Wednesday, August 31, 2011

Caribbean Football Post-Warner

Lasana Liburd of the Trinidad and Tobago Sunday Express has a sobering stock-taking of the state of Caribbean football up at PTG. The piece shows just how far-reaching the consequences of FIFA reform will have to be -- arguably change is already underway.  

Here is an excerpt:  
The system of power that allowed 25 Caribbean nations with a total of four World Cup final berths between them—one each for Haiti, Jamaica, Trinidad and Tobago and Cuba—more clout than South America always seemed incongruous. Democracy irked the more established football nations. 

Arguably, the greater sin was in the fact that the Caribbean’s elevated status on FIFA’s political ladder rarely translated into tangible support for the regional teams.

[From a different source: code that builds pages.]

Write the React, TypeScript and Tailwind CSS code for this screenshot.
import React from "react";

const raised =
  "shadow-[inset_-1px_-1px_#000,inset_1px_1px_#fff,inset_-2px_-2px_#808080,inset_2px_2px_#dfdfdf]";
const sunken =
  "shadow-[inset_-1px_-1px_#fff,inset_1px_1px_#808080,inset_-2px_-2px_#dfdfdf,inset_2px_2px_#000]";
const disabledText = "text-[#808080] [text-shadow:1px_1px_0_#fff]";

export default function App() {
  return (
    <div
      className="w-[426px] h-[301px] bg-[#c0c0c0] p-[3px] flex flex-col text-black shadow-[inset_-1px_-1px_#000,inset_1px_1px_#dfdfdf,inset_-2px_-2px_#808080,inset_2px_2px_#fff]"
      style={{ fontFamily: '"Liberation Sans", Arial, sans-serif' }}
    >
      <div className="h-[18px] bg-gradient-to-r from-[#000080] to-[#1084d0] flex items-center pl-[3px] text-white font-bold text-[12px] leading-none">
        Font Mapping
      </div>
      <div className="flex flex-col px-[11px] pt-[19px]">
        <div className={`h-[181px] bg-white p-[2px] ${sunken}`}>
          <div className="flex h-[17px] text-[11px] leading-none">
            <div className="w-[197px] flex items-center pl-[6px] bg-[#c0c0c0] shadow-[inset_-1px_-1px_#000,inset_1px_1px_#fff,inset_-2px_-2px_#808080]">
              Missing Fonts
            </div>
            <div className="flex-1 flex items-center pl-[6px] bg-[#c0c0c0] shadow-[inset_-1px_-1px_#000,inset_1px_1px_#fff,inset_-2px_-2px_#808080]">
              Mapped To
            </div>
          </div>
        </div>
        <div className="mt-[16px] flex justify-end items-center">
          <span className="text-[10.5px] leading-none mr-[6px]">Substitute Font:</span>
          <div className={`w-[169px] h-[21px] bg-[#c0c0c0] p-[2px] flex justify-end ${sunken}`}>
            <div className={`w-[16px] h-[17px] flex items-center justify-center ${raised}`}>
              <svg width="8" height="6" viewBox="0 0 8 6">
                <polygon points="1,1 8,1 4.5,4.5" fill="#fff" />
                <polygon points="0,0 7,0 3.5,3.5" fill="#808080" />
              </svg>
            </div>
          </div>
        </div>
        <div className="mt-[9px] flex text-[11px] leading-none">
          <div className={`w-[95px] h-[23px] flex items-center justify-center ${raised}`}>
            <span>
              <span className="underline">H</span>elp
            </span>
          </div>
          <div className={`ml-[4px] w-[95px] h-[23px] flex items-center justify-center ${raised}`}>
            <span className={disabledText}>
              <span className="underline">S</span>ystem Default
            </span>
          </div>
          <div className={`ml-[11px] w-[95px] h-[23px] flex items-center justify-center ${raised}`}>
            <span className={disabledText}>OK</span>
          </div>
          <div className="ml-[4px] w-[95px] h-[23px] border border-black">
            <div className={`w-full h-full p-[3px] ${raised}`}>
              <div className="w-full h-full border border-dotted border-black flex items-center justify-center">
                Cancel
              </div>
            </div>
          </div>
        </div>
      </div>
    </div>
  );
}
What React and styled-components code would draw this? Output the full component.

Trinidad and Tobago came within a point of the 1990 World Cup and then went a step further in 2006, Jamaica qualified in 1998 while St Vincent and the Grenadines, St Kitts and Nevis and Barbados enjoyed periods of relative success in between. In almost every case, the financial rewards for their positive showings was not administered in a way that would benefit the island’s football structure or never made it into the coffers of the respective associations at all.

Islands pocketed millions from FIFA grants and developmental programs without properly accounting for its use.

Nearly half the member associations charged with improper conduct in relation to the Bin Hammam bribery scandal have not played a single international game in this calendar year. And yet there they were with hands out for oil money as they mused over the possible identity of the next FIFA President.